Task brief: Transcribe all of the material below word for word and leave out its pictures.

== Given information ==

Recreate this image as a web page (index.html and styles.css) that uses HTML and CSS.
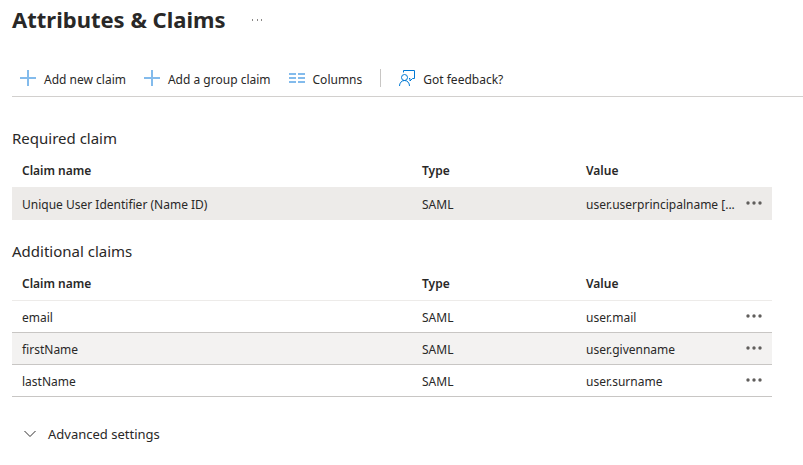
FILE: index.html
```html
<!DOCTYPE html>
<html lang="en">
<head>
<meta charset="utf-8">
<meta name="viewport" content="width=device-width, initial-scale=1">
<title>Attributes &amp; Claims</title>
<link rel="stylesheet" href="styles.css">
</head>
<body>
<svg class="sprite" aria-hidden="true">
  <symbol id="dots" viewBox="0 0 18 6"><circle cx="3" cy="3" r="1.700"/><circle cx="9" cy="3" r="1.700"/><circle cx="15" cy="3" r="1.700"/></symbol>
  <symbol id="plus" viewBox="0 0 16 16"><path d="M8 0v16M0 8h16"/></symbol>
</svg>
<header class="page-header">
  <h1>Attributes &amp; Claims</h1>
  <button class="more" type="button" aria-label="More options">
    <svg width="12" height="2" viewBox="0 0 12 2"><path d="M0 0h1v2h-1zM5 0h1v2h-1zM9 0h1v2h-1z"/></svg>
  </button>
</header>
<div class="toolbar" role="toolbar" aria-label="Claim commands">
  <button class="command" type="button"><svg class="plus" width="16" height="16"><use href="#plus"/></svg><span>Add new claim</span></button>
  <button class="command" type="button"><svg class="plus" width="16" height="16"><use href="#plus"/></svg><span>Add a group claim</span></button>
  <button class="command" type="button"><svg class="columns" width="16" height="16" viewBox="0 0 16 16"><path d="M0 4h7M9 4h7M0 8h7M9 8h7M0 12h7M9 12h7"/></svg><span>Columns</span></button>
  <span class="divider"></span>
  <button class="command" type="button"><svg class="feedback" width="16" height="16" viewBox="0 0 16 16"><path d="M4.500 2.500V.5h11v8h-2l-2.500 2.500V8.500H10"/><circle cx="5.500" cy="7.500" r="3"/><path d="M.5 16c0-3 2-5.500 5-5.500s5 2.500 5 5.500"/></svg><span>Got feedback?</span></button>
</div>
<main>
  <section>
    <h2 id="required">Required claim</h2>
    <table class="claims required" aria-labelledby="required">
      <colgroup><col><col class="col-type"><col class="col-value"><col class="col-menu"></colgroup>
      <thead><tr><th scope="col">Claim name</th><th scope="col">Type</th><th scope="col">Value</th><td></td></tr></thead>
      <tbody>
        <tr><td>Unique User Identifier (Name ID)</td><td>SAML</td><td>user.userprincipalname [...</td><td class="menu"><button type="button" aria-label="Claim options"><svg width="18" height="6"><use href="#dots"/></svg></button></td></tr>
      </tbody>
    </table>
  </section>
  <section>
    <h2 id="additional">Additional claims</h2>
    <table class="claims" aria-labelledby="additional">
      <colgroup><col><col class="col-type"><col class="col-value"><col class="col-menu"></colgroup>
      <thead><tr><th scope="col">Claim name</th><th scope="col">Type</th><th scope="col">Value</th><td></td></tr></thead>
      <tbody>
        <tr><td>email</td><td>SAML</td><td>user.mail</td><td class="menu"><button type="button" aria-label="Claim options"><svg width="18" height="6"><use href="#dots"/></svg></button></td></tr>
        <tr class="hovered"><td>firstName</td><td>SAML</td><td>user.givenname</td><td class="menu"><button type="button" aria-label="Claim options"><svg width="18" height="6"><use href="#dots"/></svg></button></td></tr>
        <tr><td>lastName</td><td>SAML</td><td>user.surname</td><td class="menu"><button type="button" aria-label="Claim options"><svg width="18" height="6"><use href="#dots"/></svg></button></td></tr>
      </tbody>
    </table>
  </section>
  <button class="advanced" type="button" aria-expanded="false">
    <svg width="12" height="8" viewBox="0 0 12 8"><path d="M.5 1 6 6.500 11.500 1"/></svg><span>Advanced settings</span>
  </button>
</main>
</body>
</html>
```
FILE: styles.css
```css
* {
  box-sizing: border-box;
}

body {
  margin: 0;
  padding-left: 12px;
  background: #fff;
  color: #292827;
  font-family: "Segoe UI", "Noto Sans", "Open Sans", sans-serif;
  font-size: 12px;
  line-height: 16px;
}

.sprite {
  position: absolute;
  width: 0;
  height: 0;
}

button {
  margin: 0;
  padding: 0;
  border: 0;
  background: none;
  color: inherit;
  font: inherit;
  cursor: pointer;
}

svg {
  display: block;
  flex: none;
}

.page-header {
  display: flex;
  align-items: center;
  gap: 26px;
  height: 40px;
}

h1 {
  margin: 0;
  padding-bottom: 2px;
  font-size: 22px;
  font-weight: 700;
  line-height: 32px;
}

.more {
  fill: #8a8886;
}

.toolbar {
  display: flex;
  align-items: center;
  gap: 18px;
  margin-top: 20px;
  height: 37px;
  padding-left: 8px;
  border-bottom: 1px solid #d2d0ce;
}

.command {
  display: flex;
  align-items: center;
  gap: 8px;
  white-space: nowrap;
}

.command span {
  padding-top: 3px;
}

.command svg {
  fill: none;
  stroke: #0078d4;
}

.command .plus,
.command .columns {
  stroke: #83bbec;
  stroke-width: 2px;
}

.divider {
  width: 1px;
  height: 18px;
  background: #c8c6c4;
}

main {
  padding: 29px 31px 0 0;
}

section {
  margin-bottom: 19px;
}

h2 {
  margin: 0;
  padding-bottom: 5px;
  font-size: 15px;
  font-weight: 400;
  line-height: 24px;
}

.claims {
  width: 100%;
  table-layout: fixed;
  border-collapse: separate;
  border-spacing: 0;
}

.col-type {
  width: 164px;
}

.col-value {
  width: 162px;
}

.col-menu {
  width: 34px;
}

.claims th,
.claims td {
  height: 32px;
  padding: 2px 0 0 10px;
  border-bottom: 1px solid #c8c6c4;
  overflow: hidden;
  text-align: left;
  text-overflow: ellipsis;
  white-space: nowrap;
}

.claims th {
  font-weight: 600;
}

.claims thead th,
.claims thead td {
  height: 33px;
  padding-top: 0;
  border-color: #edebe9;
}

.claims .menu {
  padding: 0 0 0 7px;
}

.menu button {
  display: block;
  padding-bottom: 2px;
}

.menu svg {
  fill: #605e5c;
}

.required tbody td {
  border-color: #edebe9;
  background: #edebe9;
}

.hovered td {
  background: #f3f2f1;
}

.advanced {
  display: flex;
  align-items: center;
  gap: 12px;
  margin: 27px 0 0 12px;
  font-size: 13px;
  line-height: 20px;
}

.advanced svg {
  fill: none;
  stroke: #323130;
}
```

===

Answer to this task:
Recreate this image as a web page (index.html and styles.css) that uses HTML and CSS.
FILE: index.html
```html
<!DOCTYPE html>
<html lang="en">
<head>
<meta charset="utf-8">
<meta name="viewport" content="width=device-width, initial-scale=1">
<title>Attributes &amp; Claims</title>
<link rel="stylesheet" href="styles.css">
</head>
<body>
<svg class="sprite" aria-hidden="true">
  <symbol id="dots" viewBox="0 0 18 6"><circle cx="3" cy="3" r="1.700"/><circle cx="9" cy="3" r="1.700"/><circle cx="15" cy="3" r="1.700"/></symbol>
  <symbol id="plus" viewBox="0 0 16 16"><path d="M8 0v16M0 8h16"/></symbol>
</svg>
<header class="page-header">
  <h1>Attributes &amp; Claims</h1>
  <button class="more" type="button" aria-label="More options">
    <svg width="12" height="2" viewBox="0 0 12 2"><path d="M0 0h1v2h-1zM5 0h1v2h-1zM9 0h1v2h-1z"/></svg>
  </button>
</header>
<div class="toolbar" role="toolbar" aria-label="Claim commands">
  <button class="command" type="button"><svg class="plus" width="16" height="16"><use href="#plus"/></svg><span>Add new claim</span></button>
  <button class="command" type="button"><svg class="plus" width="16" height="16"><use href="#plus"/></svg><span>Add a group claim</span></button>
  <button class="command" type="button"><svg class="columns" width="16" height="16" viewBox="0 0 16 16"><path d="M0 4h7M9 4h7M0 8h7M9 8h7M0 12h7M9 12h7"/></svg><span>Columns</span></button>
  <span class="divider"></span>
  <button class="command" type="button"><svg class="feedback" width="16" height="16" viewBox="0 0 16 16"><path d="M4.500 2.500V.5h11v8h-2l-2.500 2.500V8.500H10"/><circle cx="5.500" cy="7.500" r="3"/><path d="M.5 16c0-3 2-5.500 5-5.500s5 2.500 5 5.500"/></svg><span>Got feedback?</span></button>
</div>
<main>
  <section>
    <h2 id="required">Required claim</h2>
    <table class="claims required" aria-labelledby="required">
      <colgroup><col><col class="col-type"><col class="col-value"><col class="col-menu"></colgroup>
      <thead><tr><th scope="col">Claim name</th><th scope="col">Type</th><th scope="col">Value</th><td></td></tr></thead>
      <tbody>
        <tr><td>Unique User Identifier (Name ID)</td><td>SAML</td><td>user.userprincipalname [...</td><td class="menu"><button type="button" aria-label="Claim options"><svg width="18" height="6"><use href="#dots"/></svg></button></td></tr>
      </tbody>
    </table>
  </section>
  <section>
    <h2 id="additional">Additional claims</h2>
    <table class="claims" aria-labelledby="additional">
      <colgroup><col><col class="col-type"><col class="col-value"><col class="col-menu"></colgroup>
      <thead><tr><th scope="col">Claim name</th><th scope="col">Type</th><th scope="col">Value</th><td></td></tr></thead>
      <tbody>
        <tr><td>email</td><td>SAML</td><td>user.mail</td><td class="menu"><button type="button" aria-label="Claim options"><svg width="18" height="6"><use href="#dots"/></svg></button></td></tr>
        <tr class="hovered"><td>firstName</td><td>SAML</td><td>user.givenname</td><td class="menu"><button type="button" aria-label="Claim options"><svg width="18" height="6"><use href="#dots"/></svg></button></td></tr>
        <tr><td>lastName</td><td>SAML</td><td>user.surname</td><td class="menu"><button type="button" aria-label="Claim options"><svg width="18" height="6"><use href="#dots"/></svg></button></td></tr>
      </tbody>
    </table>
  </section>
  <button class="advanced" type="button" aria-expanded="false">
    <svg width="12" height="8" viewBox="0 0 12 8"><path d="M.5 1 6 6.500 11.500 1"/></svg><span>Advanced settings</span>
  </button>
</main>
</body>
</html>
```
FILE: styles.css
```css
* {
  box-sizing: border-box;
}

body {
  margin: 0;
  padding-left: 12px;
  background: #fff;
  color: #292827;
  font-family: "Segoe UI", "Noto Sans", "Open Sans", sans-serif;
  font-size: 12px;
  line-height: 16px;
}

.sprite {
  position: absolute;
  width: 0;
  height: 0;
}

button {
  margin: 0;
  padding: 0;
  border: 0;
  background: none;
  color: inherit;
  font: inherit;
  cursor: pointer;
}

svg {
  display: block;
  flex: none;
}

.page-header {
  display: flex;
  align-items: center;
  gap: 26px;
  height: 40px;
}

h1 {
  margin: 0;
  padding-bottom: 2px;
  font-size: 22px;
  font-weight: 700;
  line-height: 32px;
}

.more {
  fill: #8a8886;
}

.toolbar {
  display: flex;
  align-items: center;
  gap: 18px;
  margin-top: 20px;
  height: 37px;
  padding-left: 8px;
  border-bottom: 1px solid #d2d0ce;
}

.command {
  display: flex;
  align-items: center;
  gap: 8px;
  white-space: nowrap;
}

.command span {
  padding-top: 3px;
}

.command svg {
  fill: none;
  stroke: #0078d4;
}

.command .plus,
.command .columns {
  stroke: #83bbec;
  stroke-width: 2px;
}

.divider {
  width: 1px;
  height: 18px;
  background: #c8c6c4;
}

main {
  padding: 29px 31px 0 0;
}

section {
  margin-bottom: 19px;
}

h2 {
  margin: 0;
  padding-bottom: 5px;
  font-size: 15px;
  font-weight: 400;
  line-height: 24px;
}

.claims {
  width: 100%;
  table-layout: fixed;
  border-collapse: separate;
  border-spacing: 0;
}

.col-type {
  width: 164px;
}

.col-value {
  width: 162px;
}

.col-menu {
  width: 34px;
}

.claims th,
.claims td {
  height: 32px;
  padding: 2px 0 0 10px;
  border-bottom: 1px solid #c8c6c4;
  overflow: hidden;
  text-align: left;
  text-overflow: ellipsis;
  white-space: nowrap;
}

.claims th {
  font-weight: 600;
}

.claims thead th,
.claims thead td {
  height: 33px;
  padding-top: 0;
  border-color: #edebe9;
}

.claims .menu {
  padding: 0 0 0 7px;
}

.menu button {
  display: block;
  padding-bottom: 2px;
}

.menu svg {
  fill: #605e5c;
}

.required tbody td {
  border-color: #edebe9;
  background: #edebe9;
}

.hovered td {
  background: #f3f2f1;
}

.advanced {
  display: flex;
  align-items: center;
  gap: 12px;
  margin: 27px 0 0 12px;
  font-size: 13px;
  line-height: 20px;
}

.advanced svg {
  fill: none;
  stroke: #323130;
}
```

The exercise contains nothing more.